- [PROVIDED ENTRIES]:
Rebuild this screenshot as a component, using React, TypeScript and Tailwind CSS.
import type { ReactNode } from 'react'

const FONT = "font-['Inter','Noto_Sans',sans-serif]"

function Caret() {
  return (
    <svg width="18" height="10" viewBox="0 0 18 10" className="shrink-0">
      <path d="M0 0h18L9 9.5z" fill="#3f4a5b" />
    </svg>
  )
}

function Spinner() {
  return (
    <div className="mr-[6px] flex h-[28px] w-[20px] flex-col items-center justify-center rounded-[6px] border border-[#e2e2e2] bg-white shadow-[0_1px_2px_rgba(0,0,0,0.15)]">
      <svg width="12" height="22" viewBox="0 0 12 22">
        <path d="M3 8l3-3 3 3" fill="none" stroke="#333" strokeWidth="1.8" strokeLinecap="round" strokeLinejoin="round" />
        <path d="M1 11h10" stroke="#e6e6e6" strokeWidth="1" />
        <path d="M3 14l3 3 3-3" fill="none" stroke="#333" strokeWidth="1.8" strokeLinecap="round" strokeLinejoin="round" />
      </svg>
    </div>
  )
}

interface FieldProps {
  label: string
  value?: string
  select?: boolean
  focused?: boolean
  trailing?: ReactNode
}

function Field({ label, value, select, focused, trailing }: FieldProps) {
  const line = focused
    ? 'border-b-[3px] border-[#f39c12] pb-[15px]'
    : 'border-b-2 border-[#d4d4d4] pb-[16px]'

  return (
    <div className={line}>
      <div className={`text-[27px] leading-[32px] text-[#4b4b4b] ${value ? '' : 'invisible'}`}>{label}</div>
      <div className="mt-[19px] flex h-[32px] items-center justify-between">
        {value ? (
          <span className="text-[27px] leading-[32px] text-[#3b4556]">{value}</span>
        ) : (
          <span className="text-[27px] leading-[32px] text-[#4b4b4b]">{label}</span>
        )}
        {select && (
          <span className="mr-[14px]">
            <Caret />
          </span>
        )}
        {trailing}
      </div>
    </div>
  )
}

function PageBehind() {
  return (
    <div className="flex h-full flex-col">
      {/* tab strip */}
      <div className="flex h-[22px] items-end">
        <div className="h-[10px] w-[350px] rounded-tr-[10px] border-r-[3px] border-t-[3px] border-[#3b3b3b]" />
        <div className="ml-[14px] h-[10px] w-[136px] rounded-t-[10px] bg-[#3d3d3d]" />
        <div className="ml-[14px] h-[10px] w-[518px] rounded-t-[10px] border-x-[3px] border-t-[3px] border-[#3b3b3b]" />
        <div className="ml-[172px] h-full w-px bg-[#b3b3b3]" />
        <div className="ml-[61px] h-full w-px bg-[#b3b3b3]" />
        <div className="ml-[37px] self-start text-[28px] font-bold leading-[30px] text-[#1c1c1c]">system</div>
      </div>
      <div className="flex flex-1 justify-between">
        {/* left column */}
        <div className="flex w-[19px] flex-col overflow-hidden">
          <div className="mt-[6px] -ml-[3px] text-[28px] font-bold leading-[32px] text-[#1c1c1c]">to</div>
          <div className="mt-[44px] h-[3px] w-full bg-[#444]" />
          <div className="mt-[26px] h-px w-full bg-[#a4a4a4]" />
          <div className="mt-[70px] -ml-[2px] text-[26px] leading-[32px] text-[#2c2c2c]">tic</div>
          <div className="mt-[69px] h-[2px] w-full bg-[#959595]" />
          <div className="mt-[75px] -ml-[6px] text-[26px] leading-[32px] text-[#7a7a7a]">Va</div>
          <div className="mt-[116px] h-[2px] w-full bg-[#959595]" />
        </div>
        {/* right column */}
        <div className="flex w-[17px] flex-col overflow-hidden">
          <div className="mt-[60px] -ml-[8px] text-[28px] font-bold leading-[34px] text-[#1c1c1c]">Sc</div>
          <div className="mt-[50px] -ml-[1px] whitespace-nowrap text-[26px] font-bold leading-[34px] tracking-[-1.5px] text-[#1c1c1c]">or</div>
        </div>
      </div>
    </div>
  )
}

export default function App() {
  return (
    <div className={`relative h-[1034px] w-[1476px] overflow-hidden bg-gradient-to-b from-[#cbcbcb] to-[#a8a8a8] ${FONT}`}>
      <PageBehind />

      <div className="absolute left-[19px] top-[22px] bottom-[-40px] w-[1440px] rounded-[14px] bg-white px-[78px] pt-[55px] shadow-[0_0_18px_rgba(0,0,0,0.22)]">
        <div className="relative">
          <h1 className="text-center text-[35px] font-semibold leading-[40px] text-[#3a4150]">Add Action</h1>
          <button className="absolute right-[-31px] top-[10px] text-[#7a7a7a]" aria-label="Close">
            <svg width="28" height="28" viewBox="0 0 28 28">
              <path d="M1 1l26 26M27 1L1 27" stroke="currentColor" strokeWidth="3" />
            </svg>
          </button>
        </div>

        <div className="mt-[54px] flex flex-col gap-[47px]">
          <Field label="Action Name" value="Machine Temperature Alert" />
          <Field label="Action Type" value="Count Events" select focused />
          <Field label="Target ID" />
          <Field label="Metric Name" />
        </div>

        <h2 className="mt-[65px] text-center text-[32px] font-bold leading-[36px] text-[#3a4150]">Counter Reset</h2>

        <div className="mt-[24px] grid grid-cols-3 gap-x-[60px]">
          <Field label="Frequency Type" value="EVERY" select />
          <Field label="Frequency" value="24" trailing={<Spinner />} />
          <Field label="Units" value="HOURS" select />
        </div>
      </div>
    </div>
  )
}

...

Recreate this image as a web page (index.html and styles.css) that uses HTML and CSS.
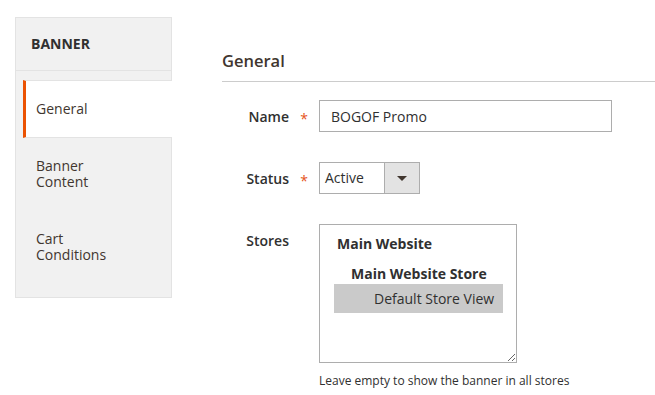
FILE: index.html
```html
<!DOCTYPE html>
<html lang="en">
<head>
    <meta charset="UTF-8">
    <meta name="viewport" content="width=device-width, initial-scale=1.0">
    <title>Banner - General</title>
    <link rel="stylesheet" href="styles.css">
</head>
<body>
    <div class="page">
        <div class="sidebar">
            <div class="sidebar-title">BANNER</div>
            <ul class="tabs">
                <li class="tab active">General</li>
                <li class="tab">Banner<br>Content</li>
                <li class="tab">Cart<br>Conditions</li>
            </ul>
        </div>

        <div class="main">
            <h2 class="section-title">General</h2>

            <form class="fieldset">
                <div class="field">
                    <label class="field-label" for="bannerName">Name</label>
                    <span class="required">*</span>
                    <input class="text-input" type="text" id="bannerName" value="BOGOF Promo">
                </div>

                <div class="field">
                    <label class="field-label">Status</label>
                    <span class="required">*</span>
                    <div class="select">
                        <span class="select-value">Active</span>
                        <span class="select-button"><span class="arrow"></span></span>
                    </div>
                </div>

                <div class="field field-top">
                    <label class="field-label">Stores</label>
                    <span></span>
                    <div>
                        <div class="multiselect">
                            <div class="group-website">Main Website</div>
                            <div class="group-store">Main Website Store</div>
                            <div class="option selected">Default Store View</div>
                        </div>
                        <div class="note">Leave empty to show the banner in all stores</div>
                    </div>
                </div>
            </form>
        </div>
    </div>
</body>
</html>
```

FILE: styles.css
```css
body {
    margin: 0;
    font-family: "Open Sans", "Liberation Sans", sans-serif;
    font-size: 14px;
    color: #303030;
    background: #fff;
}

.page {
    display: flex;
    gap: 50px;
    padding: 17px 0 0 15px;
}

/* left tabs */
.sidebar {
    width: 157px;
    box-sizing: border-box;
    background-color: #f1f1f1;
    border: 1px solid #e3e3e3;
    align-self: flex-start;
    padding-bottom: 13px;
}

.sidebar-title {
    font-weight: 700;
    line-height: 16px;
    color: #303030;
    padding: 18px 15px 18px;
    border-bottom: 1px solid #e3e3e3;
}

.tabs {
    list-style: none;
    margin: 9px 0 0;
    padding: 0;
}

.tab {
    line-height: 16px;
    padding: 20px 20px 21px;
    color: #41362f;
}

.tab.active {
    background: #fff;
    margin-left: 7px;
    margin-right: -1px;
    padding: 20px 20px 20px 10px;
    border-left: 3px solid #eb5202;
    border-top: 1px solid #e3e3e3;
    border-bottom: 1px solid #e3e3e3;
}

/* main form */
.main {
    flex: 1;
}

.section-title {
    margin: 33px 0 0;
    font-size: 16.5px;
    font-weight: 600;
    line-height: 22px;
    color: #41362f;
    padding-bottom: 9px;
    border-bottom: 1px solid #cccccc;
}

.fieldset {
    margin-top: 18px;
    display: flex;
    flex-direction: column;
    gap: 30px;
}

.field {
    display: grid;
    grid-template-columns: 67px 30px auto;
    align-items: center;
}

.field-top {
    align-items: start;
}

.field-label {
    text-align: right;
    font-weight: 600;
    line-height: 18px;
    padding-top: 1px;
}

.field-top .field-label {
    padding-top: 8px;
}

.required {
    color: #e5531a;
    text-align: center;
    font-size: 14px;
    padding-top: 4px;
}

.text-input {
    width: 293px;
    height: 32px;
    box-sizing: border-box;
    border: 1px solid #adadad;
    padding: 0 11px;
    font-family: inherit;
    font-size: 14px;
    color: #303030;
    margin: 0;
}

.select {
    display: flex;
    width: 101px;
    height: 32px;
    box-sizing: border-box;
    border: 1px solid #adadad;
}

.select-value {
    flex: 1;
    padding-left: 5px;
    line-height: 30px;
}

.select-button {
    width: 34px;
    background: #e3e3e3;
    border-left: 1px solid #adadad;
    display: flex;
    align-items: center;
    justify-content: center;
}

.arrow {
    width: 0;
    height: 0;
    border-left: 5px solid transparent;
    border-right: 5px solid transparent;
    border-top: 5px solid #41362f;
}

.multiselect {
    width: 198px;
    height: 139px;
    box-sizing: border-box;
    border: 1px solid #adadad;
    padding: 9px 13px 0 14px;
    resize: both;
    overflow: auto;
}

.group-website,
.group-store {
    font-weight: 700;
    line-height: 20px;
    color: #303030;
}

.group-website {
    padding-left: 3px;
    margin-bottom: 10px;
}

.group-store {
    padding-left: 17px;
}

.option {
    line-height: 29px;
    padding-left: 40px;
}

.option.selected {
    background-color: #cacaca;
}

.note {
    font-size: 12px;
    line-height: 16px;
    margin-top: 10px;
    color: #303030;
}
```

- [YOUR GOAL]:
Copy every line of the records above that contains "this".

- [RESPONSE]:
Rebuild this screenshot as a component, using React, TypeScript and Tailwind CSS.
Recreate this image as a web page (index.html and styles.css) that uses HTML and CSS.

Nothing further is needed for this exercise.